Before surveys and ratings became a primary focus of businesses, it seemed there used to be in every business office at least one disgruntled, rude, crabby employee who had worked there seemingly forever and obviously hated his or her job.
I have noticed in this era of frequent surveying, employees are very aware that you might give them a poor review. Even those same crabby employees (if they still are employed there) are making an effort to be pleasant. I don’t care if they are faking it; if I am at a doctor’s office and feeling like death warmed over, I have a reasonable expectation that the receptionist speak to me respectfully and courteously.
I still remember the very first customer survey I got. It was for a new car. The survey came in the mail back then. Not e-mail; the kind of mail that used to arrive in your mailbox in front of your house, in an envelope, with a stamp.
My first thought was that I had gained an unrequested penpal. When I ignored the first multipage questionnaire he sent, he sent another, then another. That one came with a quarter taped to it, which I guess was supposed to encourage me to complete it.
Oooh, a shiny new quarter! My new penpal evidentally had been living in a cave on a deserted island for the last 30 years and had never heard of inflation.
Nevertheless, to get him off my back and out of my mailbox, I decided to respond. Most of the questions had to do with the car’s mechanical performance. I can check a car’s fluid levels and the air in the tires and gas it up. Other than that, I know nothing about what makes it run. I would not be surprised to open the hood and find that it is powered by steroid-enhanced gerbils.
Some mysteries of life are not meant to be understood, like HMOs, your phone bill, and Michael Jackson.
I thought once I had returned the completed questionnaire to the dealer, he would leave me alone. Wrong. My penpal wasn’t done with me yet.
The next questionnaire arrived with a crisp one-dollar bill attached. Now we were talking. Paper money! Maybe he would send another and attach a 5-dollar bill, then a ten. I obliged his one-dollar request by filling out yet another survey.
This version was, how shall I describe it? Weird. As humorist Dave Barry would say, I am not making this up.
This one had sections devoted to my personal values, my feelings, and the character of my new vehicle. One question asked me to check which character traits best described my car: was it classy, traditional, adventurous, relaxed, sporty, or friendly?
Its character? It is an inanimate object. It has no character.
Then it asked what brand names best fit my car’s image? Crayola, Timex, Harley Davidson, Doritos, or Rolex? Which store would I say matches my new car’s image: Wal-Mart, Eddie Bauer, Saks Fifth Avenue, Banana Republic, or Sears?
Look, Mr. Penpal, when I come out of Wal-Mart with bulging shopping bags, I had better not find that my snobby vehicle has sneaked off to Saks Fifth Avenue to park next to the Cadillacs, Mercedes, and Lexuses (Lexi? The fact that I am not sure what the plural of Lexus is should hint at the answer to that question).

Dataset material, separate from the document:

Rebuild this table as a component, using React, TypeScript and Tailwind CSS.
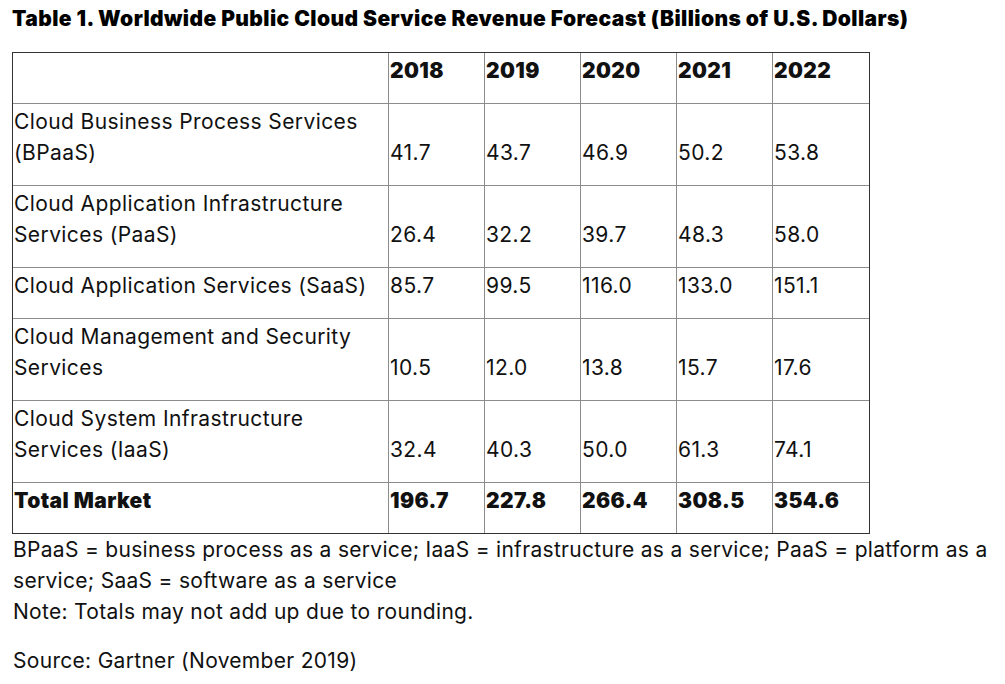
import React from 'react'

const years = ['2018', '2019', '2020', '2021', '2022']

const rows = [
    { label: 'Cloud Business Process Services (BPaaS)', values: ['41.7', '43.7', '46.9', '50.2', '53.8'] },
    { label: 'Cloud Application Infrastructure Services (PaaS)', values: ['26.4', '32.2', '39.7', '48.3', '58.0'] },
    { label: 'Cloud Application Services (SaaS)', values: ['85.7', '99.5', '116.0', '133.0', '151.1'] },
    { label: 'Cloud Management and Security Services', values: ['10.5', '12.0', '13.8', '15.7', '17.6'] },
    { label: 'Cloud System Infrastructure Services (IaaS)', values: ['32.4', '40.3', '50.0', '61.3', '74.1'] },
]

const totals = ['196.7', '227.8', '266.4', '308.5', '354.6']

const cell = 'align-bottom text-left pl-[1px] pr-[2px] pt-[2px] pb-[17px] border-[#8c8c8c]'

const App = () => {
    return (
        <div className="pl-3 pr-[3px] pt-[3px] font-['Inter','Liberation_Sans',sans-serif] text-[#111] text-[21px] leading-[31px] tracking-[0.4px]">
            <h1 className="text-[21px] font-black text-black leading-[31px] tracking-[0.4px] mb-[18px]">
                Table 1. Worldwide Public Cloud Service Revenue Forecast (Billions of U.S. Dollars)
            </h1>
            <table className="border-separate border-spacing-0 border border-[#333] w-[857px] table-fixed">
                <colgroup>
                    <col className="w-[376px]" />
                    {years.map(y => <col key={y} className="w-[96px]" />)}
                </colgroup>
                <thead>
                    <tr>
                        <th className={`${cell} border-r border-b`}></th>
                        {years.map((y, i) => (
                            <th key={y} className={`${cell} border-b font-black ${i < 4 ? 'border-r' : ''}`}>{y}</th>
                        ))}
                    </tr>
                </thead>
                <tbody>
                    {rows.map(row => (
                        <tr key={row.label}>
                            <td className={`${cell} border-r border-b`}>{row.label}</td>
                            {row.values.map((v, i) => (
                                <td key={i} className={`${cell} border-b ${i < 4 ? 'border-r' : ''}`}>{v}</td>
                            ))}
                        </tr>
                    ))}
                    <tr>
                        <td className={`${cell} border-r font-black`}>Total Market</td>
                        {totals.map((v, i) => (
                            <td key={i} className={`${cell} font-black ${i < 4 ? 'border-r' : ''}`}>{v}</td>
                        ))}
                    </tr>
                </tbody>
            </table>
            <p className="pl-[1px] mb-[18px] tracking-[0.3px]">
                BPaaS = business process as a service; IaaS = infrastructure as a service; PaaS = platform as a service; SaaS = software as a service
                <br />
                Note: Totals may not add up due to rounding.
            </p>
            <p className="pl-[1px] tracking-[0.3px]">Source: Gartner (November 2019)</p>
        </div>
    )
}

export default App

Then it asked if I considered my new car to be a leader. You betcha, Mister. When I drive down the street in my new car, other vehicles which were on their way to business lunches at fancy restaurants, make a sudden U-turn and follow my car through the drive-through at White Castle. That’s how strong my car’s leadership skills are.
Then it asked if my vehicle makes me feel proud, successful, prestigious. Does it inspire envy in my friends?
Look, buddy, all I want from my car is that it safely and consistently get me from point A to point B. I do not attain any sense of self-worth from a vehicle. I couldn’t care less who might be impressed by it. As a matter of fact, as long as it remains dependable, I would be perfectly content to drive it until there is nothing left of it but a frame, a functional engine, a steering wheel, and a seat. When I drive around in it, I will look like Wonder Woman cruising the airwaves in her invisible plane, only with a much less admirable figure and without the cape.
In an ideal situation, my car and I (both of us old, decrepit, and rusty) would expire at precisely the same moment, preferably on the cemetery grounds parked atop an empty hole, thus saving my family a lot of trouble and expense.
My car’s character might be expecting Grey Poupon and a fine Cabernet, but it is getting the cheap yellow mustard in a squeeze bottle and generic cola and it can like it or lump it.
Meanwhile, all you businesses please stop dinging my phone with multipage surveys half a dozen times a day. Do a better job of training your employees in the skill of customer satisfaction and fire the rude, crabby, and inefficient ones.